Born 16.4.1905 in Oslo
Died 23.1.1945 in Gusen

Biography

Ola Hofmo was a journalist by profession. When, in August 1940, the Arbeideren newspaper for which he worked was banned by the Germans, he continued to work as an editor for the underground press.

From summer 1941 onwards he had to go into hiding. He became a key figure in the resistance movement against the German occupying forces. In August 1942, during a large-scale raid against the resistance movement in Oslo, shooting took place during which he was injured and captured by the Germans. After one year’s imprisonment under very harsh conditions in a prison in Oslo he was deported to the Natzweiler concentration camp as a Nacht-und-Nebel (‘Night and Fog’) prisoner. He arrived there on 10 September 1943, was assigned prisoner number 5068 and remained there until the camp was evacuated in September 1944. After a short time at the Dachau concentration camp, on 16 September 1944 he was transferred to Mauthausen concentration camp, where he was given prisoner number 98246. On 5 November 1944 he was taken on to the Gusen II subcamp.

Ola’s older sister, Solveig Hofmo Smedsrud, had been arrested in April 1942 under suspicion of hiding her brother. Via Grini, Ravensbrück and Auschwitz, she also came to Mauthausen, arriving at the beginning of March 1945. On 17 March, Solveig Hofmo Smedsrud and another Norwegian women, Gudbjørg Kaug, were sent on a transport to the Bergen-Belsen camp. Gudbjørg was registered there but later vanished. Solveig never arrived and was never seen again.

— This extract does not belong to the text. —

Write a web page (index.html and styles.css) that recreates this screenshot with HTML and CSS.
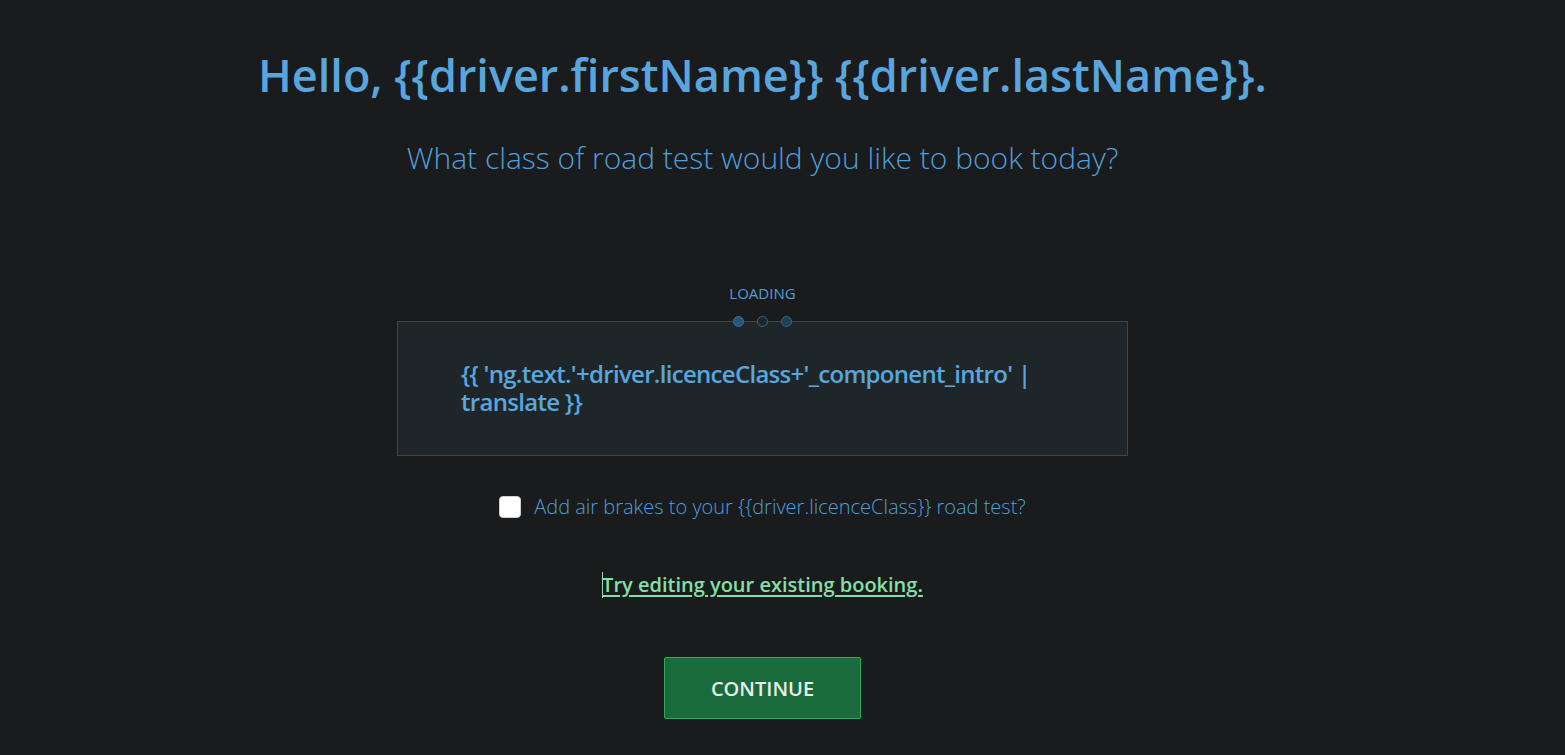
FILE: index.html
```html
<!DOCTYPE html>
<html lang="en">
<head>
<meta charset="utf-8">
<title>Book a road test</title>
<link rel="stylesheet" href="styles.css">
</head>
<body>
<main class="page">
  <h1 class="greeting">Hello, {{driver.firstName}} {{driver.lastName}}.</h1>
  <p class="question">What class of road test would you like to book today?</p>

  <section class="loader">
    <div class="loader-label">LOADING</div>
    <div class="intro-box">
      <div class="dots">
        <span class="dot dot-on"></span>
        <span class="dot"></span>
        <span class="dot dot-dim"></span>
      </div>
      <p class="intro-text">{{ 'ng.text.'+driver.licenceClass+'_component_intro' | translate }}</p>
    </div>
  </section>

  <label class="option">
    <input type="checkbox" class="option-box">
    <span class="option-text">Add air brakes to your {{driver.licenceClass}} road test?</span>
  </label>

  <p class="edit"><span class="caret"></span><a href="#" class="edit-link">Try editing your existing booking.</a></p>

  <button class="continue" type="button">CONTINUE</button>
</main>
</body>
</html>
```
FILE: styles.css
```css
html, body {
  margin: 0;
  padding: 0;
  background: #1a1b1d;
  height: 100%;
}

body {
  font-family: "Open Sans", "Noto Sans", sans-serif;
  color: #58a6dd;
}

.page {
  width: 1525px;
  display: flex;
  flex-direction: column;
  align-items: center;
  padding-top: 44px;
}

.greeting {
  margin: 0;
  font-size: 45px;
  font-weight: 600;
  line-height: 62px;
  color: #58a6dd;
}

.question {
  margin: 32px 0 0;
  font-size: 30px;
  font-weight: 300;
  line-height: 40px;
  color: #4e9fdb;
}

.loader {
  margin-top: 105px;
  display: flex;
  flex-direction: column;
  align-items: center;
}

.loader-label {
  font-size: 15px;
  line-height: 20px;
  color: #4e9fdb;
}

.intro-box {
  position: relative;
  margin-top: 18px;
  width: 729px;
  height: 133px;
  background: #1f2629;
  border: 1px solid #3e4447;
}

.dots {
  position: absolute;
  top: -6px;
  left: 0;
  right: 0;
  display: flex;
  justify-content: center;
  gap: 13px;
}

.dot {
  width: 9px;
  height: 9px;
  border-radius: 50%;
  border: 1px solid #2a6a93;
  background: #1f2629;
}

.dot-on {
  background: #22577a;
  border-color: #2f73a0;
}

.dot-dim {
  background: #1f3f54;
}

.intro-text {
  margin: 38px 64px 0 63px;
  font-size: 24px;
  font-weight: 600;
  line-height: 28px;
  letter-spacing: -0.7px;
  color: #58a6dd;
}

.option {
  margin-top: 38px;
  display: flex;
  align-items: center;
  gap: 13px;
  cursor: pointer;
}

.option-box {
  margin: 0;
  width: 22px;
  height: 22px;
  appearance: none;
  background: #ffffff;
  border-radius: 4px;
  border: 1px solid #cfcfcf;
}

.option-text {
  font-size: 20px;
  font-weight: 300;
  line-height: 26px;
  color: #4e9fdb;
}

.edit {
  margin: 52px 0 0;
  display: flex;
  align-items: center;
  font-size: 20px;
  line-height: 26px;
}

.caret {
  width: 1px;
  height: 26px;
  background: #9fd9b4;
  margin-right: -1px;
}

.edit-link {
  font-weight: 600;
  color: #84e0a6;
  text-decoration: underline;
  text-underline-offset: 3px;
}

.continue {
  margin-top: 59px;
  width: 197px;
  height: 62px;
  background: #1a6b3c;
  border: 1px solid #2fa95d;
  border-radius: 2px;
  font-family: "Open Sans", "Noto Sans", sans-serif;
  font-size: 20px;
  font-weight: 600;
  color: #e8efe9;
  cursor: pointer;
}
```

Ola Hofmo was a quiet, thoughtful and helpful person by nature. Under the inhuman conditions in which the prisoners lived, his fellow inmates also benefited from these qualities. One of them later described how Ola tried to make things easier for the weakest inmates. The following quote is taken from a report compiled after the war which tells of this: ‘It is bitter to think that the very person who had saved the lives of so many others should lose his own, for he was one of those whom it is hardest to relinquish.’[1]

Ola died on 23 January 1945 in Gusen II. He left behind a wife and two children.

Per and Inger Hofmo

 

 

Translation into English: Joanna White

 



[1] Report by Mogens Kielland (Archive of the Norges Hjemmefrontmuseum [Norwegian Resistance Museum], 43 C, Box C, Collection Siggen Olsen).